Le président ukrainien Viktor Ianoukovitch a accepté lundi l'idée de pourparlers avec l'opposition afin de trouver une sortie à la crise politique que traverse le pays depuis son refus d'un rapprochement avec l'UE.

Au lendemain d'une manifestation réunissant des centaines de milliers de personnes à Kiev et alors que des centaines de personnes restaient dans la rue lundi malgré de fortes chutes de neige, le chef de l'État a annoncé une rencontre dès mardi avec les trois ex-présidents du pays pour évoquer la mobilisation en cours.

Léonid Kravtchouk, le premier président de l'Ukraine indépendante, Léonid Koutchma, dont M. Ianoukovitch a été le premier ministre, et Viktor Iouchtchenko, sorti vainqueur de la Révolution orange de 2004, avaient apporté la semaine dernière leur soutien au mouvement.

Cette rencontre doit poser les bases de pourparlers réunissant pouvoir et opposition dans le but de «trouver un compromis».

Elle coïncidera avec l'arrivée à Kiev de la chef de la diplomatie européenne, Catherine Ashton, pour une mission de conciliation avec en vue «la recherche d'une solution politique».

«Il ne s'agit pas d'une médiation formelle», l'UE ne prétend pas régler la crise, une tâche qui revient «aux forces politiques ukraniennes», a souligné la commission européenne.

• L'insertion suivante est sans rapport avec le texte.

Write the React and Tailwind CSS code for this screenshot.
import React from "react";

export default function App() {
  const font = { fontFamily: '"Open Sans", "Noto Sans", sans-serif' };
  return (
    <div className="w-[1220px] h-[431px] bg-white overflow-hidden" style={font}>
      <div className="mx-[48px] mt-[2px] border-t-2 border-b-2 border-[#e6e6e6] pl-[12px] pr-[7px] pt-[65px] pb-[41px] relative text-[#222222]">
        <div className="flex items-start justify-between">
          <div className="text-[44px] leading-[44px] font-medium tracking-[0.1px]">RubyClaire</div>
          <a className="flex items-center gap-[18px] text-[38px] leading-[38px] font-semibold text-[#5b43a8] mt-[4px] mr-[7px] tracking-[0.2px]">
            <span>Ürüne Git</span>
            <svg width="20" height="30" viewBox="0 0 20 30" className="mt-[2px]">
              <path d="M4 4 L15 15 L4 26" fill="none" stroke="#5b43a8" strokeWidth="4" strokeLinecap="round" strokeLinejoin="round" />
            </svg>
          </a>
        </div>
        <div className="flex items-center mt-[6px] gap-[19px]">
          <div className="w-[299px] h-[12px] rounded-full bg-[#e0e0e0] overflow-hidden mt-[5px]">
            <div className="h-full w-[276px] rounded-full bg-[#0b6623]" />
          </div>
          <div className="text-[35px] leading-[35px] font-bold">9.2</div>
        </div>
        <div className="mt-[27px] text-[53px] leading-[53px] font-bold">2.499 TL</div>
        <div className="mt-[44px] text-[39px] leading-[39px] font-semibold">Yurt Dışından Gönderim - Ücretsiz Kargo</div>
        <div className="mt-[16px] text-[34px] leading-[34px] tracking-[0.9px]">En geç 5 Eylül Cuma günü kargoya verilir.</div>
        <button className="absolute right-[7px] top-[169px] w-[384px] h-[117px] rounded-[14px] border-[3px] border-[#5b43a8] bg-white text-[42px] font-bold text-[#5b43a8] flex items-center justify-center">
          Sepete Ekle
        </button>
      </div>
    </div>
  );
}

Le ministre français des affaires étrangères doit recevoir mercredi l'un des leaders de l'opposition, le boxeur Vitali Klitschko.

Les opposants réclament le départ de M. Ianoukovitch, à qui ils reprochent d'avoir renoncé fin novembre à la signature d'un accord d'association avec l'UE au profit d'un rapprochement avec la Russie.

La mobilisation, sans précédent depuis la Révolution orange, a été renforcée par les violences que les forces anti-émeute sont accusées d'avoir commises contre de jeunes manifestants le 30 novembre, puis par une escale vendredi du président ukrainien en Russie, pour des entretiens avec son homologue russe Vladimir Poutine.

L'opposition estime que M. Ianoukovitch prépare en secret l'entrée de l'Ukraine, en grandes difficultés économiques et financières, dans l'Union douanière menée par Moscou avec d'ex-républiques soviétiques.

Dimanche a eu lieu un nouveau rassemblement massif à Kiev d'environ 300 000 manifestants, selon les estimations de l'AFP, et d'autres de dizaines de milliers de personnes dans d'autres villes du pays.

La journée s'est terminée par le déboulonnage très symbolique d'une statue de Lénine, symbole de la domination de Moscou sur l'Ukraine à l'époque soviétique, par quelques dizaines de manifestants, issus notamment du parti ultra-nationaliste Svoboda.

Lundi, des centaines de manifestants continuaient de tenir les barricades dans le quartier voisin abritant les principaux sièges du pouvoir (présidence, parlement, siège du gouvernement...), pratiquement paralysé.

«Nous voulons montrer que nous sommes là, que nous allons tenir», a déclaré Iouri Maïboroda, 53 ans, installé à côté d'une barricade, le bonnet recouvert de neige.

«C'est impossible de faire marche arrière», a confirmé à ses côtés Volodymyr Kiblyk, venu comme lui il y a deux semaines de la ville de Znamenka, dans le centre du pays de 46 millions d'habitants.

Un rassemblement du Parti des régions du président réunissait plusieurs centaines de personnes à proximité, dans un parc jouxtant le parlement.

Le pouvoir a haussé le ton ces derniers jours contre les manifestants, exigeant la fin de l'occupation de certains bâtiments publics et ouvrant une enquête pour une tentative de prise illégale du pouvoir.

Ajoutant à la tension, les autorités ukrainiennes ont évacué lundi les stations du métro desservant la place de l'Indépendance, pour une alerte à la bombe.

Des policiers casqués se sont postés en nombre sur le boulevard Khrechtchatik qui y mène, ce que l'opposition a vu comme une tentative de pression.

«Le pouvoir essaye d'exercer une pression psychologique et de nous effrayer mais les gens se sont rassemblés ici et vont y rester», a dénoncé dans un communiqué Vitali Klitschko.